Pour moi, cette approche est « plus vraie ». Danser le tango, c’est le souffrir dans l’instant même. Il y a une grande communion entre les deux partenaires. La relation de couple est une question d’intensité.

En 1993, j’ai commencé à danser avec Teresa Cunha qui venait de la danse contemporaine, danseuse de Maguy Marin. Nous avons dansé une très belle histoire pendant cinq ans, notam-ment la création du spectacle Fatal Tango avec la chanteuse Sandra Rumolino sous la direction musicale du pianiste Gustavo Beytelmann.

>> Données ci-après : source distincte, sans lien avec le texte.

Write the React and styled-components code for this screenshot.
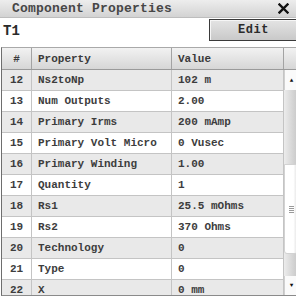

Après, j’ai dansé avec Bibiana Guilhamet pendant quatre ans et aujourd’hui je travaille avec Maria Filali.

Puis j’ai été rattrapé par le théâtre, d’abord la rencontre avec la metteur en scène Camilla Saraceni avec qui nous avons créé Pas à Deux ; Charbons Ardents et Tangos verduras y otras yerbas.

En 2001, Jorge Lavelli m’a appelé pour jouer dans L’ombre de Venceslav de Copi et Alfredo Arias dans María de Buenos Aires d’Horacio Ferrer et Astor Piazzolla.

Mon épouse Sandra fut mise sur ma route un jour où il manquait une chanteuse dans la troupe Gomina. Nous avons travaillé ensemble pendant une année… et puis, un jour, en tournée, il nous est apparu évident que nous nous aimions. Rentrés à Paris, nous avons commencé à vivre ensemble. Notre premier achat en commun fut un piano. Quand nous avons décidé de nous marier, nous avons fait la fête aux Trottoirs de Buenos Aires. Depuis, nous faisons ensemble des spectacles, des stages, l’ouverture de la Milonga de l’Ermitage avec la généreuse complicité de Geneviève Thermoz qui nous a toujours accompagnés, notre engagement avec l’Association « Mirando al Sur – Regard au Sud » en solidarité avec les enfants de La Matanza (un des quartiers les plus défavorisés de Buenos Aires). Mais notre plus belle réussite, ce sont nos trois enfants Facundo Mateo et Rafael, bien que ce ne soit pas toujours facile de mener de front une vie d’artiste et une vie familiale ».

Merci, Jorge de nous avoir laissé pénétrer dans ton intimité.